Splitting a data column randomly into 3 groups
Hi Bert and All: good morning
I promise this would be the last time to write about this topic.
I come up with this R function (please see below), for sure with your help.
It works for all sample sizes. I also provided three different simple
examples.
with many thanks
abou
################## Here it is ###############
Random.Sample.IDs <- function (N,n, ngroups){ #### N = population size,
and n = sample size, ngroups = number of groups
population.IDs <- seq(1, N, by = 1)
sample.IDs <- sample(population.IDs,n)
##### to print sample.IDs in a column format
##### --------------------------------------------------
sample.IDs.in.column<-data.frame(sample.IDs)
print(sample.IDs.in.column)
reminder.n<-n%%ngroups
reminder.n
n.final<-n-reminder.n
n.final
m <- n %/% 3
m
s <- sample(1:n, n)
if (reminder.n == 0) {
group1.IDs <- sample.IDs[s[1:m]]
group2.IDs <- sample.IDs[s[(m+1):(2*m)]]
group3.IDs <- sample.IDs[s[(m*2+1):(3*m)]]
} else if(reminder.n == 1){
group1.IDs <- sample.IDs[s[1:(m+1)]]
group2.IDs <- sample.IDs[s[(m+2):(2*m+1)]]

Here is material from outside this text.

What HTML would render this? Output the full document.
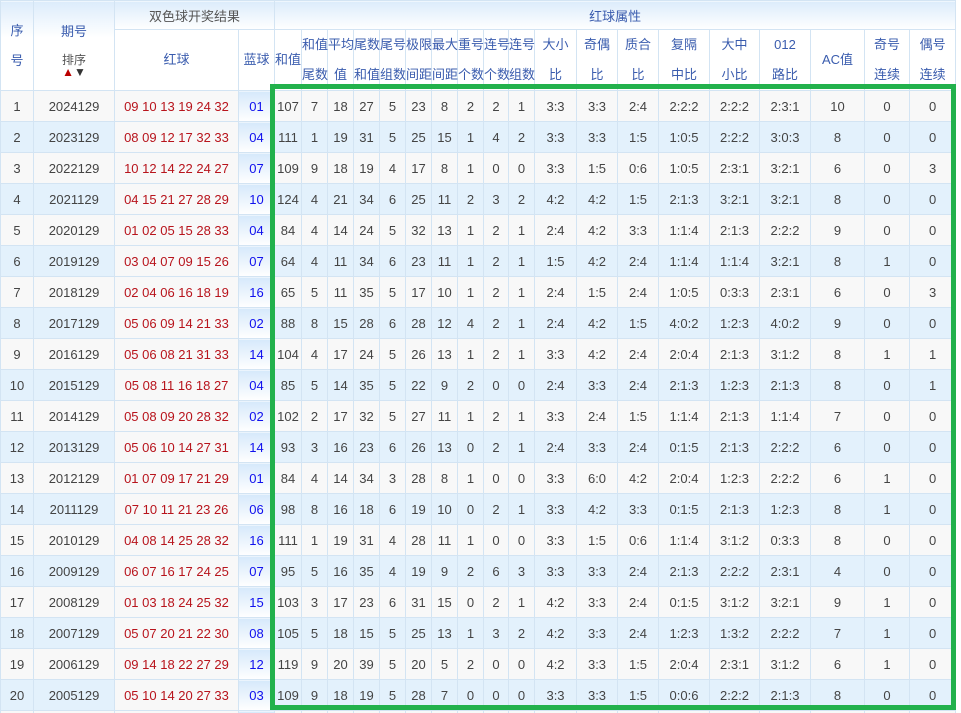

group3.IDs <- sample.IDs[s[(m*2+2):(3*m+1)]]
} else if(reminder.n == 2){
group1.IDs <- sample.IDs[s[1:(m+1)]]
group2.IDs <- sample.IDs[s[(m+2):(2*m+2)]]
group3.IDs <- sample.IDs[s[(m*2+3):(3*m+2)]]
}
nn<-max(length(group1.IDs),length(group2.IDs),length(group3.IDs))
nn
length(group1.IDs) <- nn
length(group2.IDs) <- nn
length(group3.IDs) <- nn
groups.IDs <-cbind(group1.IDs,group2.IDs,group3.IDs)
groups.IDs
}
##### Examples
##### --------
Random.Sample.IDs (100,12,3) #### group sizes are equal (n1=n2=n3=4)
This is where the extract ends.